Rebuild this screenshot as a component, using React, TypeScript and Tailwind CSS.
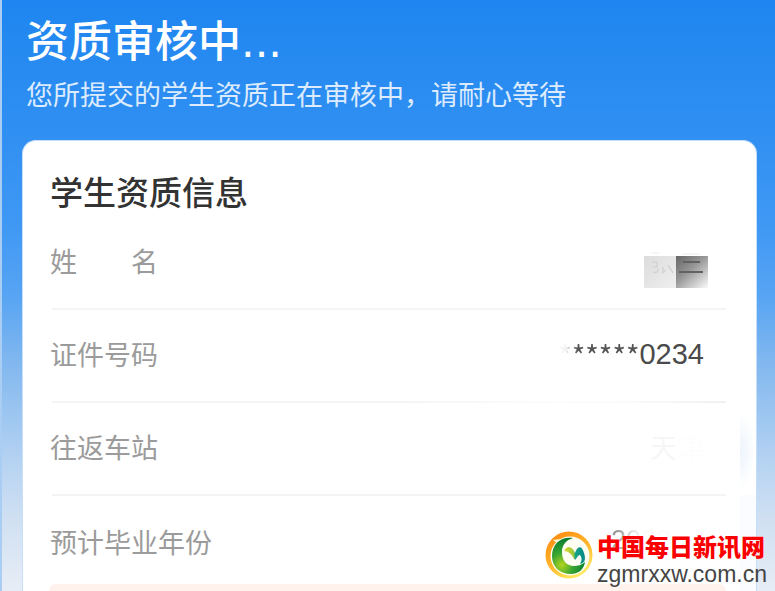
import type { ReactNode } from 'react'

interface RowProps {
  label: ReactNode
  line?: string
  children: ReactNode
}

function InfoRow({ label, line = 'bg-[#f4f4f4]', children }: RowProps) {
  return (
    <div>
      <div className="flex h-[91px] items-center justify-between pr-[22px] pb-1 text-[27px] leading-10">
        <dt className="text-[#9b9b9b]">{label}</dt>
        <dd className="text-[#4a4a4a]">{children}</dd>
      </div>
      <div className={`ml-0.5 h-0.5 ${line}`} />
    </div>
  )
}

function MaskedName() {
  return (
    <svg width="64" height="38" viewBox="0 0 64 38" className="-mr-1 mt-4" role="img">
      <defs>
        <linearGradient id="maskLight" x1="0" y1="0" x2="1" y2="1">
          <stop offset="0" stopColor="#dcdcdc" />
          <stop offset="1" stopColor="#efefef" />
        </linearGradient>
        <linearGradient id="maskDark" x1="0" y1="0" x2="0.9" y2="1">
          <stop offset="0" stopColor="#666" />
          <stop offset="0.45" stopColor="#969696" />
          <stop offset="1" stopColor="#f2f2f2" />
        </linearGradient>
      </defs>
      <path d="M8 3h7M38 4h18" stroke="#f5f5f5" strokeWidth="2" />
      <rect y="6" width="32" height="32" fill="url(#maskLight)" />
      <rect x="32" y="6" width="32" height="32" fill="url(#maskDark)" />
      <path d="M8 12h5v5h-4M9 22q5 2 5-3M19 17v6M18 23l4-3M24 15l5 8" fill="none" stroke="#d3d3d3" strokeWidth="1.5" />
      <path d="M39 12h17M35 22h24" stroke="#626262" strokeWidth="1.8" />
    </svg>
  )
}

function SiteLogo() {
  return (
    <svg width="48" height="48" viewBox="0 0 48 48" aria-hidden="true">
      <defs>
        <linearGradient id="ring" x1="0.2" y1="0" x2="0.8" y2="1">
          <stop offset="0" stopColor="#ff8a12" />
          <stop offset="0.5" stopColor="#ffb62a" />
          <stop offset="1" stopColor="#fff36b" />
        </linearGradient>
        <radialGradient id="leaf" cx="0.3" cy="0.75" r="0.75">
          <stop offset="0" stopColor="#b5d51f" />
          <stop offset="0.45" stopColor="#38a632" />
          <stop offset="1" stopColor="#067b30" />
        </radialGradient>
        <linearGradient id="wing" x1="0" y1="0" x2="1" y2="0">
          <stop offset="0" stopColor="#e2d92c" />
          <stop offset="0.45" stopColor="#9cc83a" />
          <stop offset="0.55" stopColor="#16a287" />
          <stop offset="1" stopColor="#078888" />
        </linearGradient>
      </defs>
      <circle cx="24" cy="24" r="23.5" fill="url(#ring)" />
      <circle cx="25" cy="25" r="19.5" fill="#fffef2" />
      <path d="M8 9l8-1-4 4z" fill="#fff7d8" />
      <path
        d="M28 7C21 9 17 14 17 21c0 9 5 14 12 14 4 0 7-1 11-4-1 7-6 12-14 12C15 43 7 36 7 25 7 13 16 5 28 7z"
        fill="url(#leaf)"
      />
      <path
        d="M19 20c3-6 8-5 11 2 3-8 7-7 9 0 2 6 1 10-4 11 2-4 2-6 0-9-2 0-3 3-5 5-3-5-6-9-11-9z"
        fill="url(#wing)"
      />
    </svg>
  )
}

function Watermark() {
  return (
    <a href="#" className="absolute right-2 bottom-1 flex items-start gap-1">
      <SiteLogo />
      <span className="flex flex-col whitespace-nowrap">
        <span className="text-[24px] leading-[30px] font-black text-[#fb0000] [text-shadow:0_0_2px_#fff]">
          中国每日新讯网
        </span>
        <span className="font-['Liberation_Sans',Arial,sans-serif] text-[23px] leading-[26px] text-[#454545]">
          zgmrxxw.com.cn
        </span>
      </span>
    </a>
  )
}

export default function App() {
  return (
    <main className="relative flex min-h-screen flex-col overflow-hidden border-l-2 border-[#a9cdf3] bg-[linear-gradient(#1e86f0_0%,#308ff2_22%,#3f98f4_38%,#57a4f3_50%,#80b7ef_61%,#b8d4f2_79%,#d0e0f2_88%,#e7edf6_100%)] pr-[18px] pl-5 font-['Noto_Sans_CJK_SC',sans-serif]">
      <header className="px-1 pt-2 text-white">
        <h1 className="text-[43px] leading-[60px] font-medium">
          资质审核中<span className="font-['DejaVu_Sans',sans-serif]">...</span>
        </h1>
        <p className="text-[27px] leading-[44px] text-[#dcebfd]">您所提交的学生资质正在审核中，请耐心等待</p>
      </header>

      <section className="relative mt-6 flex flex-1 flex-col rounded-t-[14px] border border-b-0 border-[#c5dffb] bg-white pr-[30px] pl-[27px]">
        <div className="absolute top-[270px] right-0 h-20 w-4 bg-[radial-gradient(ellipse_at_left,#edf4fc,#ffffff_70%)]" />
        <div className="absolute right-0 bottom-0 h-24 w-4 bg-[#fafcff]" />
        <h2 className="pt-6 text-[33px] leading-[52px] font-medium text-[#333]">学生资质信息</h2>

        <dl>
          <InfoRow
            label={
              <span className="flex gap-[54px]">
                <span>姓</span>
                <span>名</span>
              </span>
            }
          >
            <MaskedName />
          </InfoRow>
          <InfoRow
            label="证件号码"
            line="bg-[linear-gradient(90deg,#f4f4f4_50%,#fdfdfd_75%,#fbfbfb_85%,#f0f0f0_100%)]"
          >
            <span className="flex items-center">
              <span className="bg-[linear-gradient(90deg,#f4f4f4_10%,#555_24%)] bg-clip-text text-[29px] text-transparent">
                ******
              </span>
              <span className="font-['Liberation_Sans',Arial,sans-serif] text-[29px]">0234</span>
            </span>
          </InfoRow>
          <InfoRow label="往返车站">
            <span className="bg-[linear-gradient(90deg,#f6f6f6_45%,#fdfdfd_55%)] bg-clip-text text-transparent">天津</span>
          </InfoRow>
        </dl>

        <dl className="flex h-[88px] items-center justify-between pt-1 text-[27px] leading-10">
          <dt className="text-[#9b9b9b]">预计毕业年份</dt>
          <dd className="w-[115px] bg-[linear-gradient(90deg,#999_6%,#ddd_18%,#fafafa_28%)] bg-clip-text pb-1 font-['Liberation_Sans',Arial,sans-serif] text-transparent">
            2022
          </dd>
        </dl>

        <div className="-ml-px flex-1 rounded-t-[10px] bg-[#fff1ec]" />
      </section>

      <Watermark />
    </main>
  )
}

· · ·

» **Given instruction**
Take the listing above and restate it word for word, without its pictures.

» **Answer to this task**
Rebuild this screenshot as a component, using React, TypeScript and Tailwind CSS.
import type { ReactNode } from 'react'

interface RowProps {
  label: ReactNode
  line?: string
  children: ReactNode
}

function InfoRow({ label, line = 'bg-[#f4f4f4]', children }: RowProps) {
  return (
    <div>
      <div className="flex h-[91px] items-center justify-between pr-[22px] pb-1 text-[27px] leading-10">
        <dt className="text-[#9b9b9b]">{label}</dt>
        <dd className="text-[#4a4a4a]">{children}</dd>
      </div>
      <div className={`ml-0.5 h-0.5 ${line}`} />
    </div>
  )
}

function MaskedName() {
  return (
    <svg width="64" height="38" viewBox="0 0 64 38" className="-mr-1 mt-4" role="img">
      <defs>
        <linearGradient id="maskLight" x1="0" y1="0" x2="1" y2="1">
          <stop offset="0" stopColor="#dcdcdc" />
          <stop offset="1" stopColor="#efefef" />
        </linearGradient>
        <linearGradient id="maskDark" x1="0" y1="0" x2="0.9" y2="1">
          <stop offset="0" stopColor="#666" />
          <stop offset="0.45" stopColor="#969696" />
          <stop offset="1" stopColor="#f2f2f2" />
        </linearGradient>
      </defs>
      <path d="M8 3h7M38 4h18" stroke="#f5f5f5" strokeWidth="2" />
      <rect y="6" width="32" height="32" fill="url(#maskLight)" />
      <rect x="32" y="6" width="32" height="32" fill="url(#maskDark)" />
      <path d="M8 12h5v5h-4M9 22q5 2 5-3M19 17v6M18 23l4-3M24 15l5 8" fill="none" stroke="#d3d3d3" strokeWidth="1.5" />
      <path d="M39 12h17M35 22h24" stroke="#626262" strokeWidth="1.8" />
    </svg>
  )
}

function SiteLogo() {
  return (
    <svg width="48" height="48" viewBox="0 0 48 48" aria-hidden="true">
      <defs>
        <linearGradient id="ring" x1="0.2" y1="0" x2="0.8" y2="1">
          <stop offset="0" stopColor="#ff8a12" />
          <stop offset="0.5" stopColor="#ffb62a" />
          <stop offset="1" stopColor="#fff36b" />
        </linearGradient>
        <radialGradient id="leaf" cx="0.3" cy="0.75" r="0.75">
          <stop offset="0" stopColor="#b5d51f" />
          <stop offset="0.45" stopColor="#38a632" />
          <stop offset="1" stopColor="#067b30" />
        </radialGradient>
        <linearGradient id="wing" x1="0" y1="0" x2="1" y2="0">
          <stop offset="0" stopColor="#e2d92c" />
          <stop offset="0.45" stopColor="#9cc83a" />
          <stop offset="0.55" stopColor="#16a287" />
          <stop offset="1" stopColor="#078888" />
        </linearGradient>
      </defs>
      <circle cx="24" cy="24" r="23.5" fill="url(#ring)" />
      <circle cx="25" cy="25" r="19.5" fill="#fffef2" />
      <path d="M8 9l8-1-4 4z" fill="#fff7d8" />
      <path
        d="M28 7C21 9 17 14 17 21c0 9 5 14 12 14 4 0 7-1 11-4-1 7-6 12-14 12C15 43 7 36 7 25 7 13 16 5 28 7z"
        fill="url(#leaf)"
      />
      <path
        d="M19 20c3-6 8-5 11 2 3-8 7-7 9 0 2 6 1 10-4 11 2-4 2-6 0-9-2 0-3 3-5 5-3-5-6-9-11-9z"
        fill="url(#wing)"
      />
    </svg>
  )
}

function Watermark() {
  return (
    <a href="#" className="absolute right-2 bottom-1 flex items-start gap-1">
      <SiteLogo />
      <span className="flex flex-col whitespace-nowrap">
        <span className="text-[24px] leading-[30px] font-black text-[#fb0000] [text-shadow:0_0_2px_#fff]">
          中国每日新讯网
        </span>
        <span className="font-['Liberation_Sans',Arial,sans-serif] text-[23px] leading-[26px] text-[#454545]">
          zgmrxxw.com.cn
        </span>
      </span>
    </a>
  )
}

export default function App() {
  return (
    <main className="relative flex min-h-screen flex-col overflow-hidden border-l-2 border-[#a9cdf3] bg-[linear-gradient(#1e86f0_0%,#308ff2_22%,#3f98f4_38%,#57a4f3_50%,#80b7ef_61%,#b8d4f2_79%,#d0e0f2_88%,#e7edf6_100%)] pr-[18px] pl-5 font-['Noto_Sans_CJK_SC',sans-serif]">
      <header className="px-1 pt-2 text-white">
        <h1 className="text-[43px] leading-[60px] font-medium">
          资质审核中<span className="font-['DejaVu_Sans',sans-serif]">...</span>
        </h1>
        <p className="text-[27px] leading-[44px] text-[#dcebfd]">您所提交的学生资质正在审核中，请耐心等待</p>
      </header>

      <section className="relative mt-6 flex flex-1 flex-col rounded-t-[14px] border border-b-0 border-[#c5dffb] bg-white pr-[30px] pl-[27px]">
        <div className="absolute top-[270px] right-0 h-20 w-4 bg-[radial-gradient(ellipse_at_left,#edf4fc,#ffffff_70%)]" />
        <div className="absolute right-0 bottom-0 h-24 w-4 bg-[#fafcff]" />
        <h2 className="pt-6 text-[33px] leading-[52px] font-medium text-[#333]">学生资质信息</h2>

        <dl>
          <InfoRow
            label={
              <span className="flex gap-[54px]">
                <span>姓</span>
                <span>名</span>
              </span>
            }
          >
            <MaskedName />
          </InfoRow>
          <InfoRow
            label="证件号码"
            line="bg-[linear-gradient(90deg,#f4f4f4_50%,#fdfdfd_75%,#fbfbfb_85%,#f0f0f0_100%)]"
          >
            <span className="flex items-center">
              <span className="bg-[linear-gradient(90deg,#f4f4f4_10%,#555_24%)] bg-clip-text text-[29px] text-transparent">
                ******
              </span>
              <span className="font-['Liberation_Sans',Arial,sans-serif] text-[29px]">0234</span>
            </span>
          </InfoRow>
          <InfoRow label="往返车站">
            <span className="bg-[linear-gradient(90deg,#f6f6f6_45%,#fdfdfd_55%)] bg-clip-text text-transparent">天津</span>
          </InfoRow>
        </dl>

        <dl className="flex h-[88px] items-center justify-between pt-1 text-[27px] leading-10">
          <dt className="text-[#9b9b9b]">预计毕业年份</dt>
          <dd className="w-[115px] bg-[linear-gradient(90deg,#999_6%,#ddd_18%,#fafafa_28%)] bg-clip-text pb-1 font-['Liberation_Sans',Arial,sans-serif] text-transparent">
            2022
          </dd>
        </dl>

        <div className="-ml-px flex-1 rounded-t-[10px] bg-[#fff1ec]" />
      </section>

      <Watermark />
    </main>
  )
}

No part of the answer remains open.